GIVEN DATA:
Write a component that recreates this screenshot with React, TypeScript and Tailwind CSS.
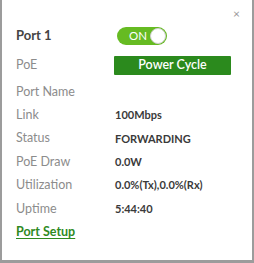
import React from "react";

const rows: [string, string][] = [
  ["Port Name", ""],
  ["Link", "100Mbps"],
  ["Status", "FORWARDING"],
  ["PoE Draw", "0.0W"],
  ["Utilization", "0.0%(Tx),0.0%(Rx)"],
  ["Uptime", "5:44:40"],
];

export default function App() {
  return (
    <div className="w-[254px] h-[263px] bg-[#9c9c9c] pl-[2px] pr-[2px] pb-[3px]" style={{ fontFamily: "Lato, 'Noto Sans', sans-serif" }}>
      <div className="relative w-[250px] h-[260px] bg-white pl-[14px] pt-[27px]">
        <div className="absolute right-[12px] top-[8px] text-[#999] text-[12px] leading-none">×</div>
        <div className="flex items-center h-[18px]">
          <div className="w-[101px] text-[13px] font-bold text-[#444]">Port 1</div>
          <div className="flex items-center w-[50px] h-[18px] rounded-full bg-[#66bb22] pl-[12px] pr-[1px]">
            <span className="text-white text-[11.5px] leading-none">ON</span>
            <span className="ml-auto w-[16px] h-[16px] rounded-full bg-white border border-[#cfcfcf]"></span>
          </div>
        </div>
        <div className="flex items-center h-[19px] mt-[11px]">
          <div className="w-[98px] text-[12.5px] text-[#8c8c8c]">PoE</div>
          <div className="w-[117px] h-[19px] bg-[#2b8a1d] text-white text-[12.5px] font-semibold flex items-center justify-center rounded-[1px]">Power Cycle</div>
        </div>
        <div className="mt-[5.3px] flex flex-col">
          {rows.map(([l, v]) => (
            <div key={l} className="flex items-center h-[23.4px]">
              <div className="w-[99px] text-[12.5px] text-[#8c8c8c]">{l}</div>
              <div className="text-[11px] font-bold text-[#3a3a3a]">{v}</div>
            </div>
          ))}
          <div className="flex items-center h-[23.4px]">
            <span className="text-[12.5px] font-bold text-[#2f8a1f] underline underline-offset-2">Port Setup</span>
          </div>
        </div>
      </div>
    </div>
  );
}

GIVEN TASK:
Quote all the lines above exactly as given. Do not include the pictures.

IN RESPONSE:
Write a component that recreates this screenshot with React, TypeScript and Tailwind CSS.
import React from "react";

const rows: [string, string][] = [
  ["Port Name", ""],
  ["Link", "100Mbps"],
  ["Status", "FORWARDING"],
  ["PoE Draw", "0.0W"],
  ["Utilization", "0.0%(Tx),0.0%(Rx)"],
  ["Uptime", "5:44:40"],
];

export default function App() {
  return (
    <div className="w-[254px] h-[263px] bg-[#9c9c9c] pl-[2px] pr-[2px] pb-[3px]" style={{ fontFamily: "Lato, 'Noto Sans', sans-serif" }}>
      <div className="relative w-[250px] h-[260px] bg-white pl-[14px] pt-[27px]">
        <div className="absolute right-[12px] top-[8px] text-[#999] text-[12px] leading-none">×</div>
        <div className="flex items-center h-[18px]">
          <div className="w-[101px] text-[13px] font-bold text-[#444]">Port 1</div>
          <div className="flex items-center w-[50px] h-[18px] rounded-full bg-[#66bb22] pl-[12px] pr-[1px]">
            <span className="text-white text-[11.5px] leading-none">ON</span>
            <span className="ml-auto w-[16px] h-[16px] rounded-full bg-white border border-[#cfcfcf]"></span>
          </div>
        </div>
        <div className="flex items-center h-[19px] mt-[11px]">
          <div className="w-[98px] text-[12.5px] text-[#8c8c8c]">PoE</div>
          <div className="w-[117px] h-[19px] bg-[#2b8a1d] text-white text-[12.5px] font-semibold flex items-center justify-center rounded-[1px]">Power Cycle</div>
        </div>
        <div className="mt-[5.3px] flex flex-col">
          {rows.map(([l, v]) => (
            <div key={l} className="flex items-center h-[23.4px]">
              <div className="w-[99px] text-[12.5px] text-[#8c8c8c]">{l}</div>
              <div className="text-[11px] font-bold text-[#3a3a3a]">{v}</div>
            </div>
          ))}
          <div className="flex items-center h-[23.4px]">
            <span className="text-[12.5px] font-bold text-[#2f8a1f] underline underline-offset-2">Port Setup</span>
          </div>
        </div>
      </div>
    </div>
  );
}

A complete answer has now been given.